* **WRITTEN PROBLEM**:
Work out how many lines have "index" in them. Give only that number.

[Begin INFORMATION SUPPLIED]

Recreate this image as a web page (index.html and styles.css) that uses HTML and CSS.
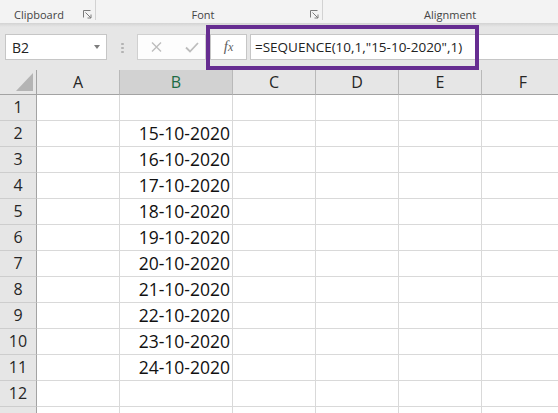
FILE: index.html
```html
<!DOCTYPE html>
<html lang="en">
<head>
    <meta charset="UTF-8">
    <meta name="viewport" content="width=device-width, initial-scale=1.0">
    <title>SEQUENCE dates</title>
    <link rel="stylesheet" href="styles.css">
</head>
<body>
    <!-- Ribbon group labels -->
    <div class="ribbon">
        <div class="group clipboard">
            <span class="label">Clipboard</span>
            <svg class="launcher" width="9" height="9" viewBox="0 0 9 9"><path d="M0.5 7.5V0.5H7.5M2.5 2.5L8 8M8 4.5V8H4.5" fill="none" stroke="#7a7a7a" stroke-width="1"/></svg>
        </div>
        <div class="group font">
            <span class="label">Font</span>
            <svg class="launcher" width="9" height="9" viewBox="0 0 9 9"><path d="M0.5 7.5V0.5H7.5M2.5 2.5L8 8M8 4.5V8H4.5" fill="none" stroke="#7a7a7a" stroke-width="1"/></svg>
        </div>
        <div class="group alignment">
            <span class="label">Alignment</span>
        </div>
    </div>

    <!-- Name box + formula bar -->
    <div class="formula-bar">
        <div class="name-box"><span>B2</span><span class="caret"></span></div>
        <div class="grip"></div>
        <div class="edit-buttons">
            <svg width="11" height="10" viewBox="0 0 11 10"><path d="M1 0.5L10 9.5M10 0.5L1 9.5" stroke="#bdbdbd" stroke-width="1.4"/></svg>
            <svg width="14" height="11" viewBox="0 0 14 11"><path d="M1 5.5L5 9.5L13 1" fill="none" stroke="#bdbdbd" stroke-width="1.8"/></svg>
        </div>
        <div class="fx-button"><i>f</i><i class="x">x</i></div>
        <div class="formula-input">=SEQUENCE(10,1,"15-10-2020",1)</div>
        <div class="highlight"></div>
    </div>

    <!-- Worksheet grid -->
    <div class="sheet">
        <div class="corner"><svg width="17" height="18" viewBox="0 0 17 18"><polygon points="17,0 17,18 0,18" fill="#b4b4b4"/></svg></div>
        <div class="col-head">A</div><div class="col-head active">B</div><div class="col-head">C</div><div class="col-head">D</div><div class="col-head">E</div><div class="col-head">F</div>

        <div class="row-head">1</div><div class="cell"></div><div class="cell"></div><div class="cell"></div><div class="cell"></div><div class="cell"></div><div class="cell"></div>
        <div class="row-head">2</div><div class="cell"></div><div class="cell">15-10-2020</div><div class="cell"></div><div class="cell"></div><div class="cell"></div><div class="cell"></div>
        <div class="row-head">3</div><div class="cell"></div><div class="cell">16-10-2020</div><div class="cell"></div><div class="cell"></div><div class="cell"></div><div class="cell"></div>
        <div class="row-head">4</div><div class="cell"></div><div class="cell">17-10-2020</div><div class="cell"></div><div class="cell"></div><div class="cell"></div><div class="cell"></div>
        <div class="row-head">5</div><div class="cell"></div><div class="cell">18-10-2020</div><div class="cell"></div><div class="cell"></div><div class="cell"></div><div class="cell"></div>
        <div class="row-head">6</div><div class="cell"></div><div class="cell">19-10-2020</div><div class="cell"></div><div class="cell"></div><div class="cell"></div><div class="cell"></div>
        <div class="row-head">7</div><div class="cell"></div><div class="cell">20-10-2020</div><div class="cell"></div><div class="cell"></div><div class="cell"></div><div class="cell"></div>
        <div class="row-head">8</div><div class="cell"></div><div class="cell">21-10-2020</div><div class="cell"></div><div class="cell"></div><div class="cell"></div><div class="cell"></div>
        <div class="row-head">9</div><div class="cell"></div><div class="cell">22-10-2020</div><div class="cell"></div><div class="cell"></div><div class="cell"></div><div class="cell"></div>
        <div class="row-head">10</div><div class="cell"></div><div class="cell">23-10-2020</div><div class="cell"></div><div class="cell"></div><div class="cell"></div><div class="cell"></div>
        <div class="row-head">11</div><div class="cell"></div><div class="cell">24-10-2020</div><div class="cell"></div><div class="cell"></div><div class="cell"></div><div class="cell"></div>
        <div class="row-head">12</div><div class="cell"></div><div class="cell"></div><div class="cell"></div><div class="cell"></div><div class="cell"></div><div class="cell"></div>
        <div class="row-head"></div><div class="cell"></div><div class="cell"></div><div class="cell"></div><div class="cell"></div><div class="cell"></div><div class="cell"></div>
    </div>
</body>
</html>
```

FILE: styles.css
```css
body {
    margin: 0;
    width: 558px;
    height: 413px;
    overflow: hidden;
    font-family: "Open Sans", Arial, sans-serif;
    background: #e6e6e6;
    color: #222;
}

/* Ribbon */
.ribbon {
    display: flex;
    height: 23px;
    background: #f3f3f3;
}

.group {
    display: flex;
    align-items: flex-end;
    height: 20px;
    box-sizing: border-box;
    border-right: 1px solid #d2d2d2;
}

.clipboard {
    width: 96px;
}

.font {
    width: 227px;
}

.alignment {
    flex: 1;
    border-right: none;
}

.label {
    font-size: 11px;
    line-height: 16px;
    color: #444;
    margin-bottom: -3px;
}

.clipboard .label {
    padding-left: 14px;
}

.font .label {
    flex: 1;
    text-align: center;
}

.alignment .label {
    padding-left: 101px;
}

.launcher {
    margin-left: auto;
    margin-right: 3px;
    margin-bottom: 1px;
}

/* Formula bar */
.formula-bar {
    position: relative;
    display: flex;
    align-items: flex-start;
    height: 47px;
    box-sizing: border-box;
    padding-top: 11px;
    background: linear-gradient(#d3d3d3, #e6e6e6 4px);
}

.name-box,
.edit-buttons,
.fx-button,
.formula-input {
    height: 26px;
    box-sizing: border-box;
    border: 1px solid #c6c6c6;
    background: #fff;
}

.name-box {
    display: flex;
    align-items: center;
    justify-content: space-between;
    width: 102px;
    margin-left: 5px;
    padding: 0 6px;
    font-size: 14px;
}

.caret {
    width: 0;
    height: 0;
    border-left: 3.5px solid transparent;
    border-right: 3.5px solid transparent;
    border-top: 4px solid #7d7d7d;
}

.grip {
    width: 3px;
    height: 12px;
    margin: 8px 0 0 14px;
    background: radial-gradient(circle, #b3b3b3 1px, transparent 1.5px) 0 0 / 3px 4px;
}

.edit-buttons {
    display: flex;
    align-items: center;
    gap: 23px;
    width: 69px;
    margin-left: 13px;
    padding-left: 13px;
    border-color: #d0d0d0;
    background: #fdfdfd;
}

.fx-button {
    width: 37px;
    margin-left: 4px;
    text-align: center;
    font-family: "Liberation Serif", "Times New Roman", serif;
    font-size: 15px;
    line-height: 23px;
    color: #5f5f5f;
}

.fx-button .x {
    font-size: 12px;
}

.formula-input {
    flex: 1;
    margin-left: 3px;
    padding-left: 4px;
    border-right: none;
    font-size: 13.5px;
    line-height: 24px;
    white-space: nowrap;
}

/* purple callout around the formula */
.highlight {
    position: absolute;
    left: 206px;
    top: 2px;
    width: 273px;
    height: 45px;
    box-sizing: border-box;
    border: 4px solid #662d91;
}

/* Worksheet grid */
.sheet {
    display: grid;
    grid-template-columns: 37px 83px 113px 83px 83px 83px 83px;
    grid-template-rows: 25px;
    grid-auto-rows: 26px;
    width: max-content;
}

.sheet > div {
    box-sizing: border-box;
}

.corner {
    display: flex;
    align-items: flex-end;
    justify-content: flex-end;
    padding: 0 3px 3px 0;
    background: #e6e6e6;
    border-right: 1px solid #a3a3a3;
    border-bottom: 1px solid #a3a3a3;
}

.col-head {
    background: #e6e6e6;
    border-right: 1px solid #b9b9b9;
    border-bottom: 1px solid #a3a3a3;
    text-align: center;
    font-size: 16px;
    line-height: 24px;
    color: #262626;
}

.col-head.active {
    background: #d2d2d2;
    color: #1d6b45;
}

.row-head {
    background: #e6e6e6;
    border-right: 1px solid #a3a3a3;
    border-bottom: 1px solid #cdcdcd;
    text-align: center;
    font-size: 16px;
    line-height: 25px;
    color: #262626;
}

.cell {
    background: #fff;
    border-right: 1px solid #d9d9d9;
    border-bottom: 1px solid #d9d9d9;
    padding-right: 2px;
    text-align: right;
    font-size: 17.5px;
    line-height: 25px;
    color: #111;
}
```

[End INFORMATION SUPPLIED]

* **WORKED SOLUTION**:
2